Tuesday, 8 March 2016
Turkey allowing terrorists to pass freely but shooting at refugees
Turkish guards routinely shoot at Syrian refugees stranded at the border, a researcher at Amnesty International has told RT, adding that the number of people being shot has recently spiked. According to Andrew Gardner, these cases are far from being isolated.
“There have been many reports of incidents on the border. We collected information on this as early as 2014, when we received many reports of people being shot when they were trying to cross the border irregularly,” Gardner said.
He added that the current situation in war-torn Syria has led to a spike in the number of migrants being assaulted by Turkish border guards.
“Now, the information we received via Syria doctors is that there are reports of two or three people being shot every day trying to cross the border irregularly,” he said.

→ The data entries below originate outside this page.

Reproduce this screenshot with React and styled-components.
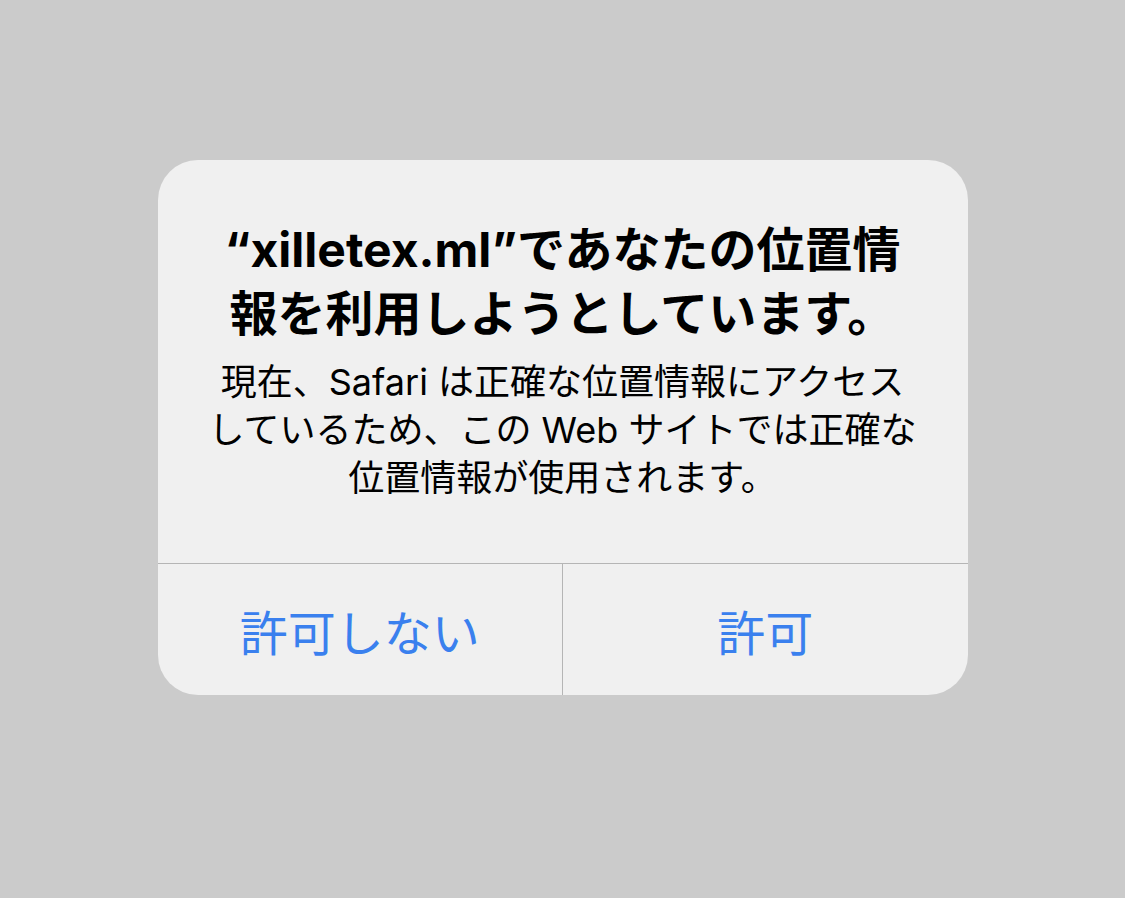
import React from "react";
import styled, { createGlobalStyle } from "styled-components";

const GlobalStyle = createGlobalStyle`
  html, body {
    margin: 0;
    padding: 0;
    background: #cbcbcb;
  }
`;

const Screen = styled.div`
  width: 1125px;
  height: 898px;
  background: #cbcbcb;
  display: flex;
  justify-content: center;
  align-items: flex-start;
  padding-top: 160px;
  box-sizing: border-box;
  font-family: "Inter", "Noto Sans CJK JP", sans-serif;
`;

const Alert = styled.div`
  width: 810px;
  background: #f0f0f0;
  border-radius: 40px;
  overflow: hidden;
  display: flex;
  flex-direction: column;
`;

const Content = styled.div`
  padding: 58px 30px 61px;
  display: flex;
  flex-direction: column;
  align-items: center;
  gap: 12px;
  text-align: center;
  color: #000;
`;

const Title = styled.div`
  font-size: 48px;
  font-weight: 700;
  line-height: 64px;
`;

const Message = styled.div`
  font-size: 36px;
  font-weight: 400;
  line-height: 48px;
`;

const Line = styled.span`
  display: block;
  white-space: nowrap;
`;

const Actions = styled.div`
  display: flex;
  border-top: 1px solid #b5b5b5;
  height: 131px;
`;

const Action = styled.button`
  flex: 1;
  background: none;
  border: none;
  border-left: ${(p) => (p.divided ? "1px solid #b5b5b5" : "none")};
  padding: 0;
  margin: 0;
  font-family: "Noto Sans CJK JP", sans-serif;
  font-size: 48px;
  font-weight: 400;
  color: #3a80ee;
  display: flex;
  align-items: center;
  justify-content: center;
`;

export default function App() {
  return (
    <>
      <GlobalStyle />
      <Screen>
        <Alert>
          <Content>
            <Title>
              <Line>“xilletex.ml”であなたの位置情</Line>
              <Line>報を利用しようとしています。</Line>
            </Title>
            <Message>
              <Line>現在、Safari は正確な位置情報にアクセス</Line>
              <Line>しているため、この Web サイトでは正確な</Line>
              <Line>位置情報が使用されます。</Line>
            </Message>
          </Content>
          <Actions>
            <Action>許可しない</Action>
            <Action divided>許可</Action>
          </Actions>
        </Alert>
      </Screen>
    </>
  );
}
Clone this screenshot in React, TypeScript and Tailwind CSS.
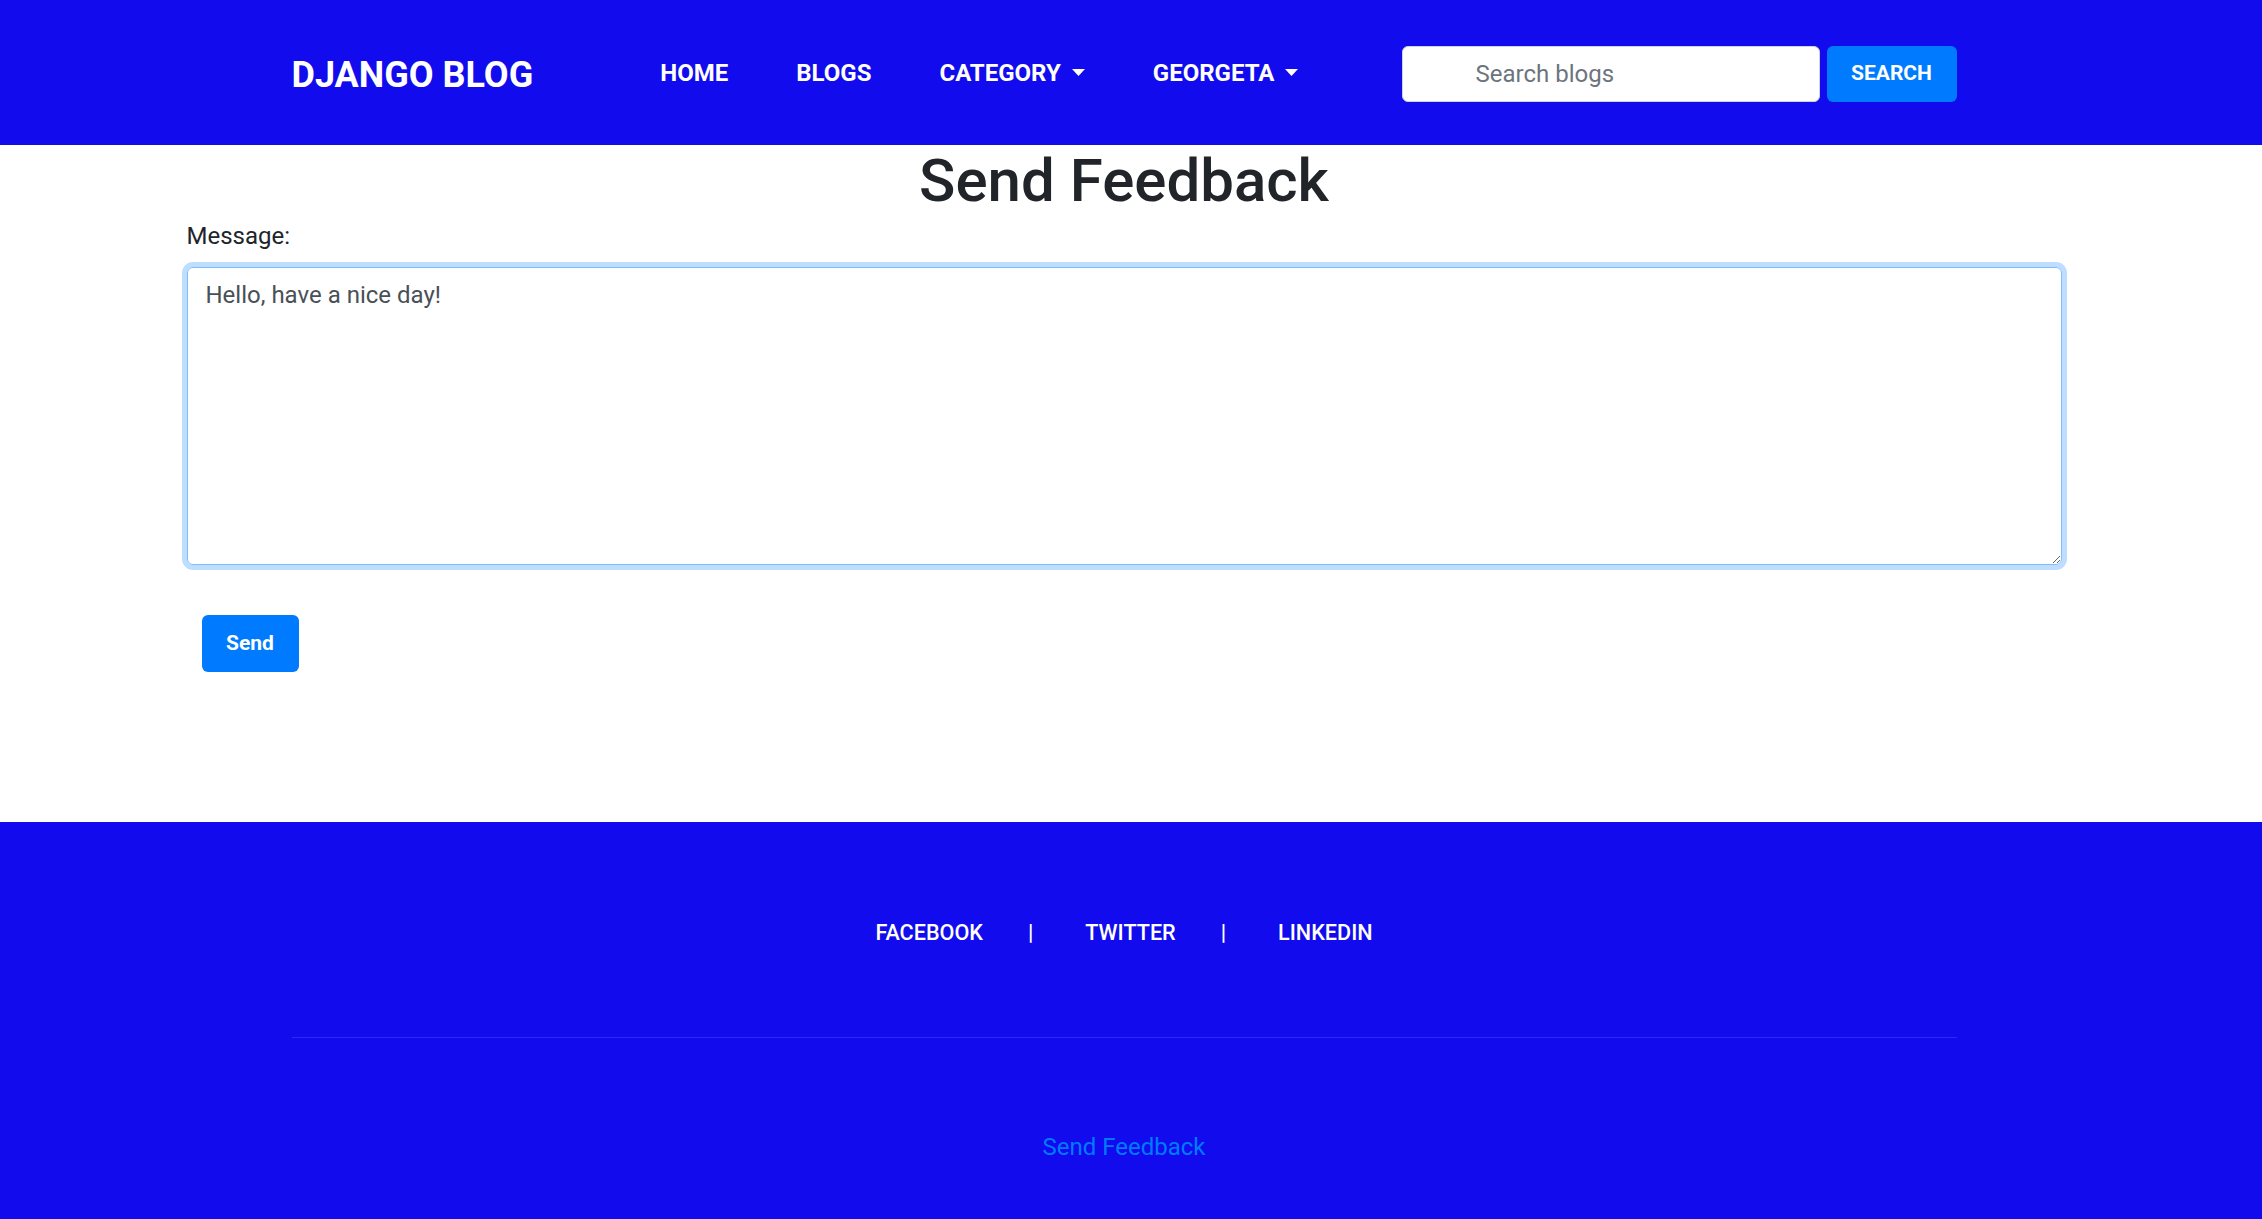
import { useState } from "react";

const navLinks = [
	{ label: "HOME", dropdown: false },
	{ label: "BLOGS", dropdown: false },
	{ label: "CATEGORY", dropdown: true },
	{ label: "GEORGETA", dropdown: true },
];

const socialLinks = ["FACEBOOK", "TWITTER", "LINKEDIN"];

function Caret() {
	return <svg className="ml-[11px] w-[13px] h-[7px]" viewBox="0 0 13 7">
		<path d="M0 0 L13 0 L6.5 7 Z" fill="#ffffff" />
	</svg>
}

function Header() {
	const [query, setQuery] = useState("");

	return <header className="bg-[#110bee] pr-[14px]">
		<div className="mx-auto w-[1665px] h-[145px] flex flex-row items-center">
			<a className="text-[36px] font-bold text-white leading-none mt-[4px]" href="#">DJANGO BLOG</a>
			<ul className="flex flex-row items-center ml-[127px] gap-[68px]">
				{navLinks.map(link => <li key={link.label} className="flex flex-row items-center text-white text-[24px] font-bold">
					<a href="#">{link.label}</a>
					{link.dropdown && <Caret />}
				</li>)}
			</ul>
			<form className="ml-auto mt-[3px] flex flex-row gap-[7px]" onSubmit={e => e.preventDefault()}>
				<input
					className="w-[418px] h-[56px] rounded-[6px] border border-[#ced4da] bg-white pl-[73px] text-[24px] text-[#495057] placeholder:text-[#6c757d] outline-none"
					type="search"
					placeholder="Search blogs"
					value={query}
					onChange={e => setQuery(e.target.value)}
				/>
				<button className="w-[130px] h-[56px] rounded-[6px] bg-[#007bff] text-white text-[21px] font-bold">SEARCH</button>
			</form>
		</div>
	</header>
}

function FeedbackForm() {
	const [message, setMessage] = useState("Hello, have a nice day!");

	return <main className="bg-white pr-[14px] h-[677px]">
		<div className="mx-auto w-[1875px] flex flex-col">
			<h1 className="text-[60px] font-medium leading-[72px] text-[#212529] text-center">Send Feedback</h1>
			<label className="text-[24px] leading-[36px] text-[#212529] mt-[1px] mb-[13px]" htmlFor="message">Message:</label>
			<textarea
				className="h-[298px] rounded-[6px] border-[1.5px] border-[#80bdff] shadow-[0_0_0_5px_rgba(0,123,255,0.25)] px-[18px] py-[9px] text-[24px] leading-[36px] text-[#495057] outline-none"
				name="message"
				value={message}
				onChange={e => setMessage(e.target.value)}
			/>
			<div>
				<button className="mt-[50px] ml-[15px] w-[97px] h-[57px] rounded-[6px] bg-[#007bff] text-white text-[21px] font-bold">Send</button>
			</div>
		</div>
	</main>
}

function Footer() {
	return <footer className="bg-[#110bee] pr-[14px] pb-[80px]">
		<div className="mx-auto w-[1665px] flex flex-col items-center pt-[95px]">
			<div className="flex flex-row items-center h-[32px] text-white text-[21.6px] font-medium">
				{socialLinks.map((link, i) => <div key={link} className="flex flex-row items-center">
					{i > 0 && <span className="ml-[45px] mr-[52px]">|</span>}
					<a href="#">{link}</a>
				</div>)}
			</div>
			<div className="w-full mt-[88px] border-t-[1.5px] border-[#2e2af0]" />
			<a className="mt-[91px] text-[24px] leading-[36px] text-[#007bff]" href="#">Send Feedback</a>
		</div>
	</footer>
}

export default function App() {
	return <div className="min-h-screen bg-[#110bee] font-['Roboto','Liberation_Sans',sans-serif]">
		<Header />
		<FeedbackForm />
		<Footer />
	</div>
}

The researcher also stated that the plight of refugees in Syria has driven many of them into the “hands of smugglers,” or forced them to cross the border at night. According to Gardner, Turkish guards fire shots at refugees based on what they say are safety measures.
“What the Turkish parties have told us is that they don’t know who these people are, that people could be members of armed groups, they could be smugglers,” he said.
Gardner added that the only way to resolve the problem of the migrant flow was to make legal crossing points for refugees on the border with Turkey, and said Ankara “should not have to hold the responsibility for hosting refugees alone.” To alleviate the issue, the researcher urged EU members to accept bigger migrant quotas and advised Russia to accept more refugees from neighboring countries.
Late on Monday, Turkey and the EU struck a “game-changing” deal on resolving the refugee crisis in Europe. EU leaders agreed in principle to an Ankara-proposed plan to deport illegal migrants from Greece to Turkey while resettling the same number of Syrian refugees in the EU. In return, EU leaders promised Ankara an additional €3 billion (US$3.3 billion), hinting that further funding, as well as a speedy decision on a visa-free regime, could be expected. Ankara was reminded, however, that it would have to observe all 72 requirements to enjoy such a regime.
Turkey has stepped up its border security amid pressure from the US, following the November terror attacks in Paris. The US urged Ankara to close its border with Syria to halt the number of fighters seeking to join terrorist groups fighting there.
Damascus has accused Ankara of facilitating the cross-border movement of jihadists, while Moscow has directly accused the family of President Recep Tayyip Erdogan of backing the illegal oil trade with Islamic State (IS, ISIS/ISIL) that involves Syrian and Iraqi oil being smuggling across the Turkish border.
Turkey is said to be hosting more than 2.5 million Syrian refugees.